Comprehension of the microscopic structure of living things is essential to any understanding of how they work. In this respect they differ from mechanical machines, which are constructed on a macroscopic level from components that at a microscopic level are both homogenous and uninteresting. By contrast, living things appearing to the naked eye as fairly simple, reveal mindboggling complexity at a microscopic scale. This vertiginous intricacy continues down to the atomic scale. Both the mechanical biologists, and all previous generations of biologists were, of course, completely unaware of this vital piece of knowledge. Some biological functions (such as how the blood circulates) are understandable at the macroscopic level but the most important secrets (such as why the blood circulates) are located on a molecular scale, beyond the reach of even the microscopists. So, mechanical biologists made relatively little progress, despite their occasional breakthroughs with the circulation of the blood and the optics of the eye.

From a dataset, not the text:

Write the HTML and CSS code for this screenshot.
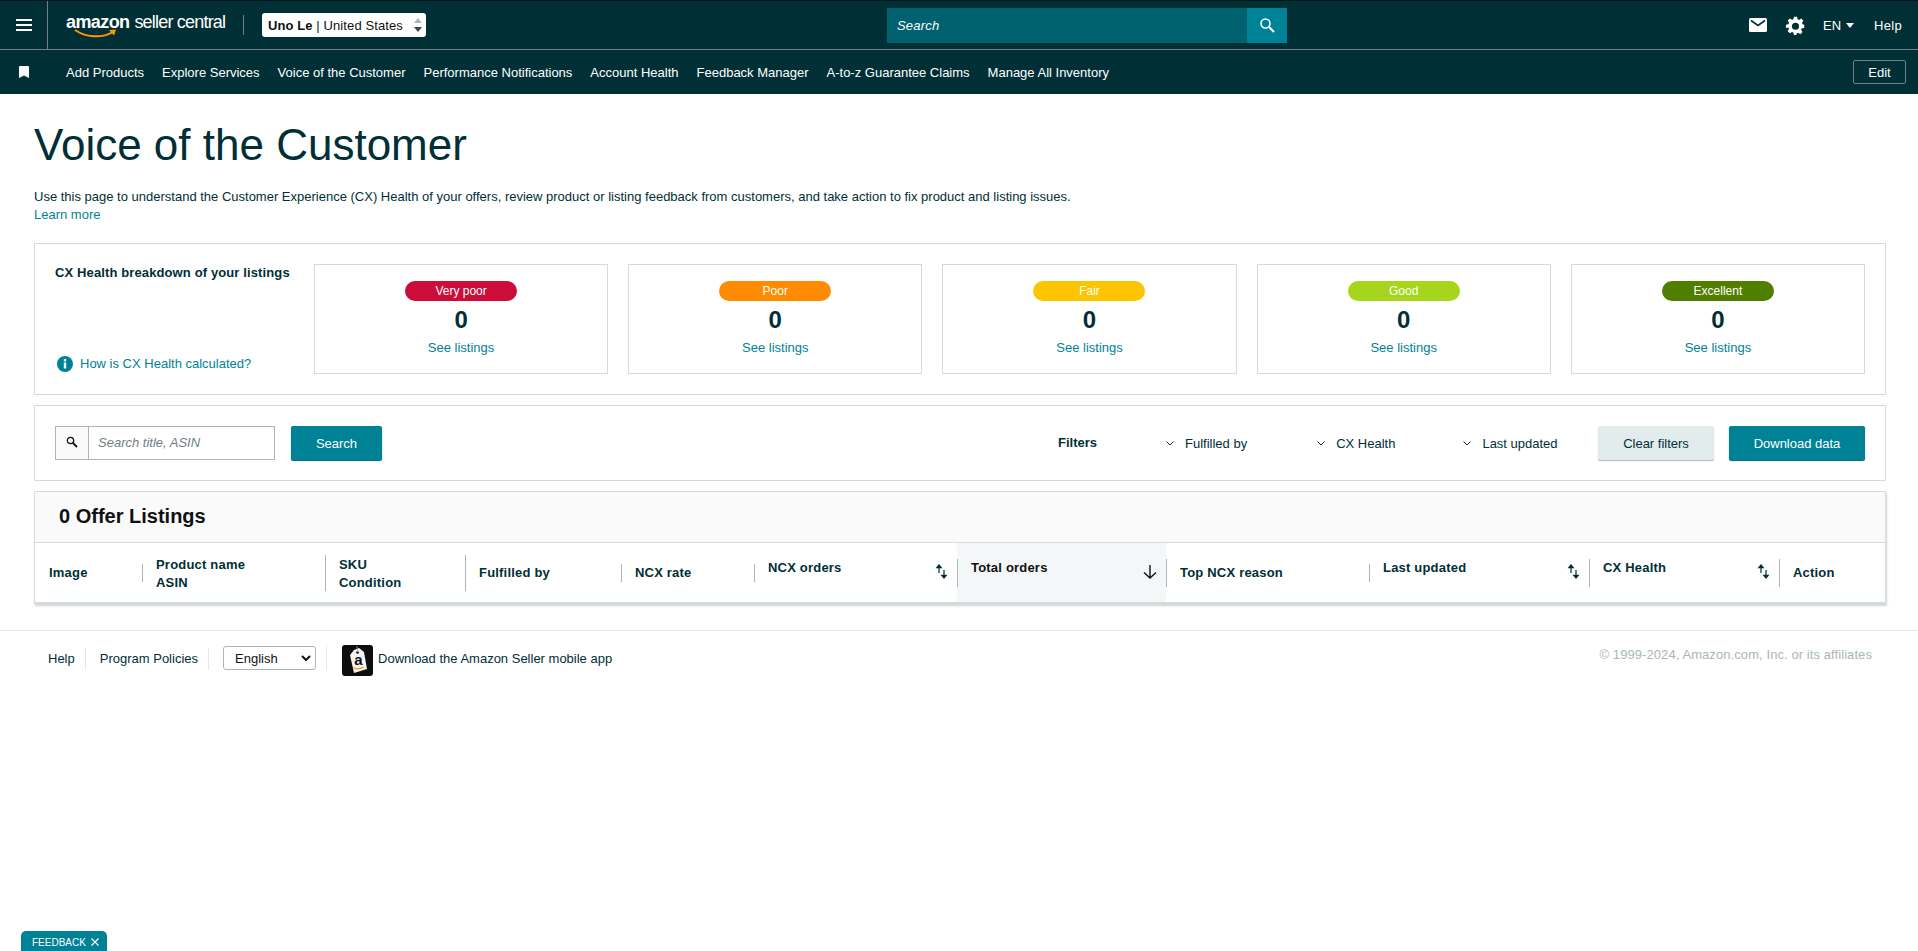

In reaction to the mechanical (and chemical) explanations of life proposed in the seventeenth century, many scientists and thinkers defended life as radically different from the non-living, due to the possession of a ‘vital force’. One such vitalist was Georg Ernst Stahl (1660–1734), who explained life and disease as the actions of a sensitive soul or ‘anima’, inhabiting every part of the organism preventing its decay. This ‘animism’ was an example of ‘vitalism’, the belief that life was not explicable in purely mechanical and chemical terms, harking back to Aristotle and earlier. Stahl was also a chemist, and proposed the infamous phlogiston theory. This theory interpreted combustion, i.e. burning with its accompanying flame and heat, as due to the release of a special substance called phlogiston, a stored heat energy. Stahl believed that plants took phlogiston from the air, and incorporated it into their matter, so if the plant was then burnt (as wood or straw) the phlogiston could escape into the atmosphere again. Or if, alternatively, the plants were eaten by animals, phlogiston could be released by the animal’s respiration, a kind of combustion inside the body. The phantom of phlogiston beguiled chemists for about 100 years until finally extinguished by Lavoisier, who also disproved Stahl’s vitalism. However, Stahl had already died in a state of severe depression long before the demise of his theories.

This historical journey has led us to a cold and abstract world of science, stripped bare of gods and spirits, ruled instead by laws and forces. We have ventured below the skin of appearances, and must travel inwards to ever smaller scales if we are to penetrate the meaning of life. The human body has become a machine, to be taken apart piece by piece. But the next veil of mystery which hides the secret of life is not a physical or mechanical one. The old dream of the alchemists is suddenly to bear fruit in the form of the chemistry of life.